The two were spotted watching the Legends Football League (LFL) match at AAMI Park on Saturday, raising questions about the associations of the 105-game AFL forward.
Richmond chief executive Brendon Gale conceded the friendship was "disappointing" but the club was not likely to sanction King.
"In this situation we would expect Jake to make better decisions," Gale told Radio SEN.
"We don't offer directions or hard and fast rules to our players (on their associations)... we provide advice, we provide guidance but we expect them as adults to make their own decisions."
Gale said King "bumped into" Mitchell, a former Bandidos boss, at the event.

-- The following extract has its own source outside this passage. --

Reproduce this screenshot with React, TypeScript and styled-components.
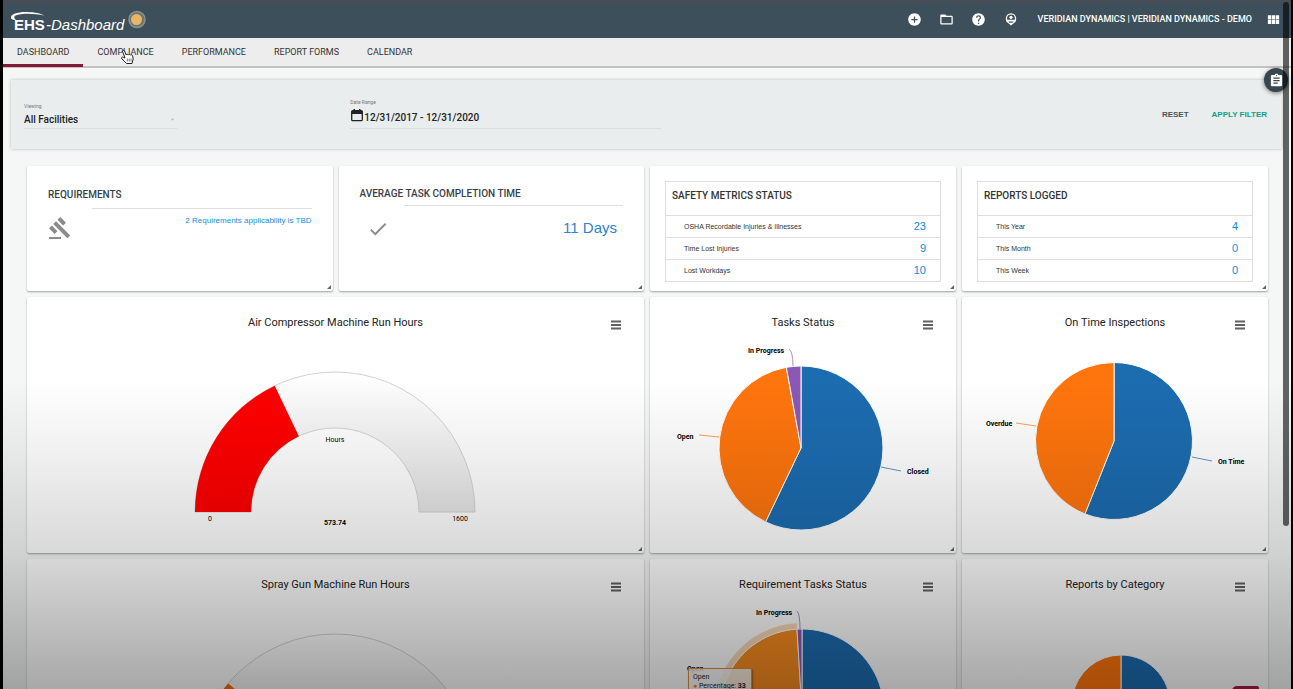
import React from 'react';
import styled, { createGlobalStyle } from 'styled-components';
import {
  MdAddCircle,
  MdFolderOpen,
  MdHelp,
  MdViewModule,
  MdAssignment,
  MdGavel,
  MdCheck,
  MdArrowDropDown,
} from 'react-icons/md';

const sans = '"Liberation Sans", Arial, sans-serif';
const roboto = 'Roboto, "Liberation Sans", sans-serif';

const GlobalStyle = createGlobalStyle`
  *, *::before, *::after { box-sizing: border-box; }
  html, body { margin: 0; height: 100%; background: #000; overflow: hidden; }
  button, select, input { font: inherit; color: inherit; margin: 0; padding: 0; border: 0; background: none; }
  button { cursor: pointer; }
  h1, h2 { margin: 0; font-weight: 400; }
  a { color: inherit; text-decoration: none; }
`;

const Page = styled.div`
  position: relative;
  height: 100vh;
  overflow: hidden;
  margin: 0 2px 0 3px;
  background: #f5f6f6;
  font-family: ${sans};
  color: #333;
`;

const Header = styled.header`
  display: flex;
  align-items: center;
  justify-content: space-between;
  height: 38px;
  padding: 0 10px 0 7px;
  background: linear-gradient(#4b4c50, #3d4f5a 4px, #3d4f5a);
  color: #fff;
`;

const Logo = styled.a`
  display: flex;
  align-items: center;
  height: 38px;
`;

const HeaderTools = styled.nav`
  display: flex;
  align-items: center;
  font-size: 9px;
  line-height: 14px;
`;

const ToolButton = styled.button`
  display: flex;
  align-items: center;
  justify-content: center;
  width: 32px;
  height: 24px;
`;

const AccountButton = styled.button`
  padding: 0 14px 0 11px;
  font-family: ${roboto};
  font-weight: 500;
`;

const AppsButton = styled.button`
  display: flex;
`;

const Tabs = styled.nav`
  display: flex;
  height: 30px;
  background: #ededed;
  border-bottom: 2px solid #c2c2c2;
`;

const Tab = styled.a<{ $active?: boolean }>`
  position: relative;
  height: 29px;
  padding: 0 14px;
  border-bottom: 3px solid ${(p) => (p.$active ? '#841a36' : 'transparent')};
  font-family: ${roboto};
  font-size: 9px;
  line-height: 28px;
  color: #333;
`;

const Pointer = styled.svg`
  position: absolute;
  left: 37px;
  top: 10px;
`;

const FilterBar = styled.form`
  display: grid;
  grid-template-columns: 21fr 20fr 39fr;
  height: 69px;
  margin: 12px 9px 0 8px;
  padding: 0 15px 0 13px;
  background: #e9edee;
  box-shadow: 0 0 3px rgba(0, 0, 0, 0.25);
`;

const Field = styled.div<{ $width: string; $top: number }>`
  width: ${(p) => p.$width};
  height: 49px;
  padding-top: ${(p) => p.$top}px;
  border-bottom: 1px solid #d9dddd;
  font-family: ${roboto};
  color: #222;
`;

const FieldLabel = styled.label`
  display: block;
  font-size: 5px;
  line-height: 8px;
  color: #777;
`;

const FieldRow = styled.div<{ $height: number }>`
  display: flex;
  align-items: center;
  height: ${(p) => p.$height}px;
  font-size: 10px;
  font-weight: 500;
`;

const FacilitySelect = styled.select`
  flex: 1;
  appearance: none;
  outline: 0;
`;

const DateInput = styled.input`
  flex: 1;
  padding-top: 5px;
  outline: 0;
`;

const FilterActions = styled.div`
  display: flex;
  align-items: center;
  justify-content: flex-end;
  gap: 23px;
  font-size: 8px;
  font-weight: 700;
`;

const FilterButton = styled.button<{ $primary?: boolean }>`
  color: ${(p) => (p.$primary ? '#12a184' : '#4b5458')};
`;

const Grid = styled.main`
  display: grid;
  grid-template-columns: repeat(4, 1fr);
  grid-template-rows: 125px 256px 256px;
  gap: 6px;
  padding: 17px 23px 0 24px;
`;

const Card = styled.section<{ $span?: number; $pad?: string }>`
  position: relative;
  grid-column: span ${(p) => p.$span ?? 1};
  padding: ${(p) => p.$pad ?? '0'};
  background: #fff;
  border-radius: 2px;
  box-shadow: 0 1px 2px rgba(0, 0, 0, 0.35);

  &::after {
    content: '';
    position: absolute;
    right: 2px;
    bottom: 2px;
    border: 2px solid transparent;
    border-right-color: #666;
    border-bottom-color: #666;
  }
`;

const StatTitle = styled.h2`
  font-family: ${roboto};
  font-size: 10px;
  font-weight: 500;
  line-height: 16px;
  color: #3a4148;
`;

const StatRule = styled.div<{ $top: number }>`
  height: 1px;
  margin: ${(p) => p.$top}px 0 0 44px;
  background: #dedede;
`;

const StatBody = styled.div<{ $pad: string }>`
  display: flex;
  justify-content: space-between;
  align-items: flex-start;
  padding: ${(p) => p.$pad};
  color: #8b8b8b;
`;

const StatLink = styled.a<{ $large?: boolean }>`
  font-size: ${(p) => (p.$large ? 15 : 8)}px;
  line-height: ${(p) => (p.$large ? 20 : 10)}px;
  color: ${(p) => (p.$large ? '#2f80cf' : '#0f8fe4')};
`;

const MetricTable = styled.table`
  width: 100%;
  border-collapse: collapse;
  border: 1px solid #dedede;
  color: #333;

  th, td {
    height: 22px;
    padding: 0 14px 1px 18px;
    border-top: 1px solid #dedede;
    font-size: 7px;
    font-weight: 400;
    text-align: left;
  }
  thead th {
    height: 34px;
    padding: 0 6px 7px;
    font-family: ${roboto};
    font-size: 10px;
    font-weight: 500;
  }
  td {
    font-size: 11px;
    color: #0c8cd8;
    text-align: right;
  }
`;

const ChartHeader = styled.header`
  position: relative;
  height: 44px;
  padding-top: 18px;
  text-align: center;
`;

const ChartTitle = styled.h2`
  font-family: ${roboto};
  font-size: 11px;
  line-height: 16px;
  color: #222;
`;

const MenuButton = styled.button`
  position: absolute;
  right: 22px;
  top: 22px;
  display: flex;
  padding: 1px;
`;

const ChartBody = styled.div`
  display: flex;
  justify-content: center;
  height: 212px;

  text {
    font-family: ${roboto};
    font-size: 7px;
    fill: #000;
  }
`;

const Tooltip = styled.div`
  position: absolute;
  left: 38px;
  top: 109px;
  width: 64px;
  height: 30px;
  padding: 4px;
  border: 1px solid #e08a3c;
  border-radius: 2px;
  background: rgba(247, 247, 247, 0.85);
  box-shadow: 1px 1px 2px rgba(0, 0, 0, 0.35);
  font-family: ${roboto};
  font-size: 7px;
  line-height: 9px;
  color: #222;
`;

const Dot = styled.span`
  color: #f5811f;
`;

const Shade = styled.div`
  position: absolute;
  inset: 0;
  pointer-events: none;
  background: linear-gradient(
    transparent 55%,
    rgba(0, 0, 0, 0.06) 66%,
    rgba(0, 0, 0, 0.15) 80%,
    rgba(0, 0, 0, 0.34) 100%
  );
`;

const ScrollThumb = styled.div`
  position: absolute;
  top: 2px;
  right: 2px;
  width: 6px;
  height: 76%;
  border-radius: 3px;
  background: rgba(0, 0, 0, 0.6);
`;

const NotesButton = styled.button`
  position: absolute;
  top: 68px;
  right: 3px;
  display: flex;
  align-items: center;
  justify-content: center;
  width: 24px;
  height: 24px;
  border-radius: 50%;
  background: #37464f;
  color: #fff;
  box-shadow: 0 1px 4px rgba(0, 0, 0, 0.5);
`;

const HelpTab = styled.button`
  position: absolute;
  right: 32px;
  bottom: -21px;
  width: 27px;
  height: 24px;
  border-radius: 5px 2px 0 0;
  background: #6f1230;
`;

const BLUE = '#1c6cb0';
const ORANGE = '#ff750d';
const PURPLE = '#8b58b5';

type Slice = { to: number; color: string };

const point = (cx: number, cy: number, r: number, deg: number) => {
  const a = (deg * Math.PI) / 180;
  return `${(cx + r * Math.sin(a)).toFixed(2)} ${(cy - r * Math.cos(a)).toFixed(2)}`;
};

const Pie = ({ cx, cy, r, slices }: { cx: number; cy: number; r: number; slices: Slice[] }) => (
  <g stroke="#fff" strokeWidth="1">
    {slices.map((s, i) => {
      const from = i ? slices[i - 1].to : 0;
      const large = s.to - from > 180 ? 1 : 0;
      return (
        <path
          key={s.color}
          fill={s.color}
          d={`M${cx} ${cy}L${point(cx, cy, r, from)}A${r} ${r} 0 ${large} 1 ${point(cx, cy, r, s.to)}Z`}
        />
      );
    })}
  </g>
);

const band = (from: number, to: number) =>
  `M${point(153, 171, 140, from)}A140 140 0 0 1 ${point(153, 171, 140, to)}` +
  `L${point(153, 171, 84, to)}A84 84 0 0 0 ${point(153, 171, 84, from)}Z`;

const Gauge = ({ id, angle, color, value }: { id: string; angle: number; color: string; value?: string }) => (
  <svg width="308" height="212" viewBox="0 0 308 212" role="img" aria-label="Run hours gauge">
    <defs>
      <linearGradient id={id} x1="0" y1="0" x2="0" y2="1">
        <stop offset="0" stopColor="#fff" />
        <stop offset="1" stopColor="#e6e6e6" />
      </linearGradient>
    </defs>
    <path d={band(-90, 90)} fill={`url(#${id})`} stroke="#d2d2d2" />
    <path d={band(-90, angle - 90)} fill={color} />
    {value && (
      <>
        <text x="153" y="101" textAnchor="middle">Hours</text>
        <text x="28" y="180" textAnchor="middle">0</text>
        <text x="278" y="180" textAnchor="middle">1600</text>
        <text x="153" y="184" textAnchor="middle" fontWeight="700">{value}</text>
      </>
    )}
  </svg>
);

const ChartCard = ({ title, span, children }: { title: string; span?: number; children: React.ReactNode }) => (
  <Card $span={span}>
    <ChartHeader>
      <ChartTitle>{title}</ChartTitle>
      <MenuButton aria-label={`${title} menu`}>
        <svg width="10" height="10" viewBox="0 0 10 10" stroke="#606060" strokeWidth="2">
          <path d="M0 1.5h10M0 5h10M0 8.5h10" />
        </svg>
      </MenuButton>
    </ChartHeader>
    <ChartBody>{children}</ChartBody>
  </Card>
);

const Metrics = ({ title, rows }: { title: string; rows: [string, number][] }) => (
  <Card $pad="15px">
    <MetricTable>
      <thead>
        <tr><th colSpan={2}>{title}</th></tr>
      </thead>
      <tbody>
        {rows.map(([label, n]) => (
          <tr key={label}>
            <th scope="row">{label}</th>
            <td>{n}</td>
          </tr>
        ))}
      </tbody>
    </MetricTable>
  </Card>
);

export default function App() {
  return (
    <>
      <GlobalStyle />
      <Page>
        <Header>
          <Logo href="#" aria-label="EHS-Dashboard">
            <svg width="140" height="38" viewBox="0 0 140 38">
              <path d="M1 18C0 14 8 11.800 17 12C25 12.200 31 13.500 34 15.500C26 13.600 12 12.600 5.500 15.500C3.500 16.500 4 18.500 6 20C3 20 1.500 19.500 1 18Z" fill="#fff" />
              <g fill="#fff" fontFamily={sans}>
                <text x="4" y="30" fontSize="15" fontWeight="700">EHS</text>
                <text x="36" y="30" fontSize="15" fontStyle="italic">-Dashboard</text>
              </g>
              <circle cx="127" cy="19.500" r="8" fill="#6d7472" stroke="#8a9292" strokeWidth="1.500" />
              <circle cx="126.500" cy="19.500" r="5.500" fill="#eab566" />
            </svg>
          </Logo>
          <HeaderTools>
            <ToolButton aria-label="Add"><MdAddCircle size={15} /></ToolButton>
            <ToolButton aria-label="Folders"><MdFolderOpen size={15} /></ToolButton>
            <ToolButton aria-label="Help"><MdHelp size={15} /></ToolButton>
            <ToolButton aria-label="Account">
              <svg width="12" height="13" viewBox="0 0 12 13">
                <circle cx="6" cy="5.500" r="4.600" fill="none" stroke="#fff" strokeWidth="1.300" />
                <circle cx="6" cy="4.300" r="1.600" fill="#fff" />
                <path d="M.8 6.800h10.400c-.2 1.300-.9 2.200-1.800 2.800L6 12.500 2.600 9.600C1.700 9 1 8.100.8 6.800Z" fill="#fff" />
                <path d="M3.300 8.600h5.400L7.600 9.800H4.400Z" fill="#3d4f5a" />
              </svg>
            </ToolButton>
            <AccountButton>VERIDIAN DYNAMICS | VERIDIAN DYNAMICS - DEMO</AccountButton>
            <AppsButton aria-label="Apps"><MdViewModule size={15} /></AppsButton>
          </HeaderTools>
        </Header>

        <Tabs>
          <Tab href="#" $active>DASHBOARD</Tab>
          <Tab href="#">
            COMPLIANCE
            <Pointer width="15" height="17" viewBox="0 0 15 17">
              <path
                d="M5 10 2.600 3.600C2.200 2.300 4 1.700 4.500 2.900L6.200 7C6.600 6 8 6 8.400 6.900 9 6.100 10.200 6.200 10.600 7.100 11.400 6.500 12.400 6.900 12.600 7.800L13.200 11 12 15.500H6.600L1.800 10.800C1 9.700 2.300 8.500 3.400 9.300Z"
                fill="#fff"
                stroke="#222"
                strokeWidth="1"
              />
              <path d="M7.300 10.500v3M9.200 10.500v3M11 10.500v3" stroke="#555" strokeWidth=".8" />
            </Pointer>
          </Tab>
          <Tab href="#">PERFORMANCE</Tab>
          <Tab href="#">REPORT FORMS</Tab>
          <Tab href="#">CALENDAR</Tab>
        </Tabs>

        <FilterBar onSubmit={(e) => e.preventDefault()}>
          <Field $width="47%" $top={22}>
            <FieldLabel htmlFor="facility">Viewing</FieldLabel>
            <FieldRow $height={18}>
              <FacilitySelect id="facility"><option>All Facilities</option></FacilitySelect>
              <MdArrowDropDown size={9} color="#bbb" />
            </FieldRow>
          </Field>
          <Field $width="100%" $top={18}>
            <FieldLabel htmlFor="range">Date Range</FieldLabel>
            <FieldRow $height={18}>
              <svg width="14" height="14" viewBox="0 0 14 14">
                <rect x="1.700" y="2.700" width="10.600" height="10" rx="1" fill="none" stroke="#222" strokeWidth="1.300" />
                <path d="M1.500 3h11v3h-11ZM3.500 1h1.500v2H3.500ZM9 1h1.500v2H9Z" fill="#222" />
              </svg>
              <DateInput id="range" defaultValue="12/31/2017 - 12/31/2020" />
            </FieldRow>
          </Field>
          <FilterActions>
            <FilterButton type="reset">RESET</FilterButton>
            <FilterButton type="submit" $primary>APPLY FILTER</FilterButton>
          </FilterActions>
        </FilterBar>

        <Grid>
          <Card $pad="21px 21px 0">
            <StatTitle>REQUIREMENTS</StatTitle>
            <StatRule $top={5} />
            <StatBody $pad="7px 0 0">
              <MdGavel size={24} />
              <StatLink href="#">2 Requirements applicability is TBD</StatLink>
            </StatBody>
          </Card>
          <Card $pad="20px 21px 0">
            <StatTitle>AVERAGE TASK COMPLETION TIME</StatTitle>
            <StatRule $top={3} />
            <StatBody $pad="12px 6px 0 7px">
              <MdCheck size={22} />
              <StatLink href="#" $large>11 Days</StatLink>
            </StatBody>
          </Card>
          <Metrics
            title="SAFETY METRICS STATUS"
            rows={[['OSHA Recordable Injuries & Illnesses', 23], ['Time Lost Injuries', 9], ['Lost Workdays', 10]]}
          />
          <Metrics title="REPORTS LOGGED" rows={[['This Year', 4], ['This Month', 0], ['This Week', 0]]} />

          <ChartCard title="Air Compressor Machine Run Hours" span={2}>
            <Gauge id="air" angle={64.5} color="#ff0000" value="573.74" />
          </ChartCard>
          <ChartCard title="Tasks Status">
            <svg width="306" height="212" viewBox="0 0 306 212" role="img" aria-label="Tasks status pie chart">
              <Pie cx={151} cy={107} r={82} slices={[{ to: 205.6, color: BLUE }, { to: 349.7, color: ORANGE }, { to: 360, color: PURPLE }]} />
              <path d="M139 8q4 3 4 17" fill="none" stroke={PURPLE} opacity=".7" />
              <path d="M49 94l20 2" stroke={ORANGE} opacity=".7" />
              <path d="M231 126l20 4" stroke={BLUE} opacity=".7" />
              <g fontWeight="700">
                <text x="98" y="12">In Progress</text>
                <text x="27" y="98">Open</text>
                <text x="257" y="133">Closed</text>
              </g>
            </svg>
          </ChartCard>
          <ChartCard title="On Time Inspections">
            <svg width="306" height="212" viewBox="0 0 306 212" role="img" aria-label="On time inspections pie chart">
              <Pie cx={152} cy={100} r={78.5} slices={[{ to: 201.7, color: BLUE }, { to: 360, color: ORANGE }]} />
              <path d="M54 82l20 3" stroke={ORANGE} opacity=".7" />
              <path d="M230 116l20 4" stroke={BLUE} opacity=".7" />
              <g fontWeight="700">
                <text x="24" y="85">Overdue</text>
                <text x="256" y="123">On Time</text>
              </g>
            </svg>
          </ChartCard>

          <ChartCard title="Spray Gun Machine Run Hours" span={2}>
            <Gauge id="spray" angle={40.3} color="#ff6600" />
          </ChartCard>
          <ChartCard title="Requirement Tasks Status">
            <svg width="306" height="212" viewBox="0 0 306 212" role="img" aria-label="Requirement tasks status pie chart">
              <path d={`M152 108L${point(152, 108, 88, 237.7)}A88 88 0 0 1 ${point(152, 108, 88, 356.5)}Z`} fill="#f0a04b" opacity=".4" />
              <Pie cx={152} cy={108} r={82} slices={[{ to: 237.7, color: BLUE }, { to: 356.5, color: '#f58a1f' }, { to: 360, color: PURPLE }]} />
              <path d="M147 8q3 3 3 18" fill="none" stroke={PURPLE} opacity=".7" />
              <g fontWeight="700">
                <text x="106" y="12">In Progress</text>
                <text x="37" y="68">Open</text>
              </g>
            </svg>
            <Tooltip>
              Open<br />
              <Dot>●</Dot> Percentage: <b>33</b>
            </Tooltip>
          </ChartCard>
          <ChartCard title="Reports by Category">
            <svg width="306" height="212" viewBox="0 0 306 212" role="img" aria-label="Reports by category pie chart">
              <Pie cx={159} cy={101} r={49} slices={[{ to: 200, color: BLUE }, { to: 360, color: ORANGE }]} />
            </svg>
          </ChartCard>
        </Grid>

        <Shade />
        <HelpTab aria-label="Support" />
        <NotesButton aria-label="Notes"><MdAssignment size={15} /></NotesButton>
        <ScrollThumb />
      </Page>
    </>
  );
}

Following the Tigers' Round 20 win over Brisbane at the MCG, Mitchell was invited into the Richmond rooms by King, prompting the club to tell the player his association with the former bikie enforcer was unacceptable.
Calling on King to think "long and hard" about the long-standing friendship, Gale highlighted the Australian Crime Commission report in February this year which showed links between organised crime and professional sport.
"The contents talk about the connection between criminal identities and organised crime between human growth hormones... match-fixing, corruption, there's that risk," he said.
"Our players, like all players, have got to be very mindful of associating with those with a criminal past."
Gale called the media spotlight on King an instructive opportunity to remind the player of the risks involved.
The event was the LFL's first match in Melbourne, featuring scantily-clad women playing a modified version of gridiron, drawing more than 3000 people to AAMI Park.